You are missing the most important bit of the equation. one of the Rs - R:R
To take one tic what are you going to risk?
This is why people fail at scalping. Its not a way to take 1 tick every day, hour, 30 min, whatever. Its a way to take 50 ticks a day per contract traded.
So the equation looks like this 20:50. What you are talking about looks like this 10:1
Why would the ES be the place to be to be scalping?
You have 6 less places to trade compared to the same dollar equivalent as the DOW futures.
DOW 10 points = $50
ES 1 point = $ 50
I can trade every point in a 10-point range in the DOW, but I can only trade in 4 places in ES.
So I’m worse off trading the ES because of the spread.
With your 20:50 --> 1:2.5, is this roughly what you work with?
Hi Frank - the ES does not trade in points, it trades in tics, so to do a more accurate comparison it would look like this:
emini Dow contract (YM) 1 point = $5
emini S&P contract (ES) 1 tic = $12.50 (all USD figures of course).
Yes the spread in the ES is wider, but not on the scale of 10:1.
considering this thread is about scalping 1 ticks.
I don't think it is restricted to that. I get the impression that Johhnyg is simply impressed with the potential earning power of trading.
A minimum price move in the YM is $5. A minimum price move in the ES is $12.50, a 2.5:1 ratio. You implied a 10:1 ratio, maybe you didn't mean to, but it needed correcting.

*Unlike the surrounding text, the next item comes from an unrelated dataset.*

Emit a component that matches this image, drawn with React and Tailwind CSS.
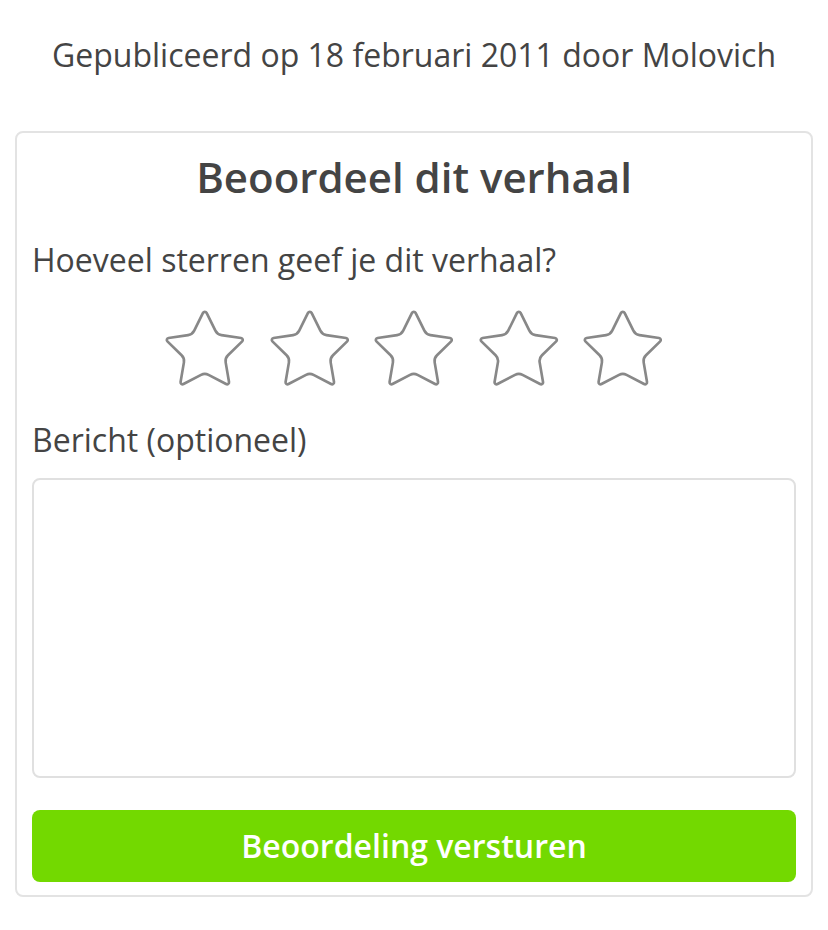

I wasn’t implying a 10:1 ratio, I was implying that over the same
$dollar amount between the DOW futures and the S&P, I have more places
to enter and exit positions trading the DOW than the S&P.
A $50 dollar move in both markets was used as an example, even though
the moves per tick aren’t the same.
Therefore, the S&P has a worse spread than the DOW over the
equivalent dollar amount, using a $50 move as an example.
There is no shortage of lucrative opportunities in the biggest casino around. There must be balance though, and the potential reward is great only because the risk is great. It's not exactly charitable environment.
The market is not a casino!
The definition of gambling is placing a stake on an uncertain outcome, so yes we're gambling, and the markets are casinos.
If you have a properly verified backtested system with a positive expectancy isn't it more appropriate to describe the outcome as certain as opposed to uncertain?